Although John already knew how he liked to eat snails he has learnt a lot about how to farm them since establishing what he affectionately calls his “snail ranch”.

“They are underneath pens,” says John. “The netting is 1.5 metres high and 30 metres long and they’ve got flaps but they’re designed so the snails can’t crawl out of the flap and can’t escape.

“We have two acres of land at the moment but we are looking to expand.

“We keep them in the field throughout the summer season but in the winter snails go into hibernation because they’ve not got enough food.

“So when the winter is coming we start taking them out of the field and we purge them, starving them for seven days. This forces them into hibernation then we put them into a fridge.

“We always wake them up before we cut them in case they have died. Do they scream before we cut them? No they don’t.”

This year the weather has thrown up some problems for John, namely the snow preventing him from bringing his snails out of hibernation.

He says: “After the snow melted all of our fields were flooded so we had to put drains in.

“Before it was cattle land and they could walk in puddles but my snails, they can’t have any puddles around.
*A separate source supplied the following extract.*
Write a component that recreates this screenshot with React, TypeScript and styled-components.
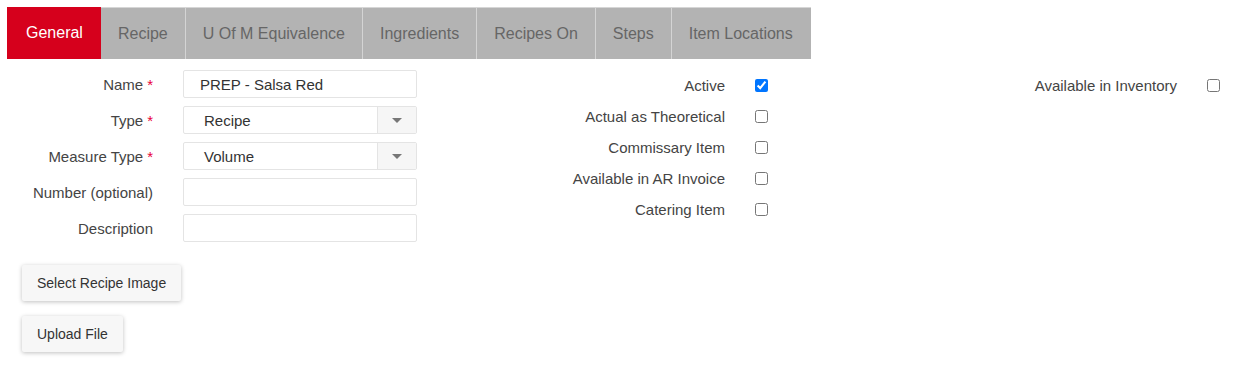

“It’s good it’s happened now - they were all in the fridge at the time. Some of them died but they do survive because they survive in nature on their own. When there’s frost they bury themselves to get away from the cold.”

As well as producing snails for restaurants 
John hopes to welcome visits from schoolchildren and also plans to open up at 
Deli serving up mouth-watering jars of l’escargot with a range of different sauces, snail salami and snail paté.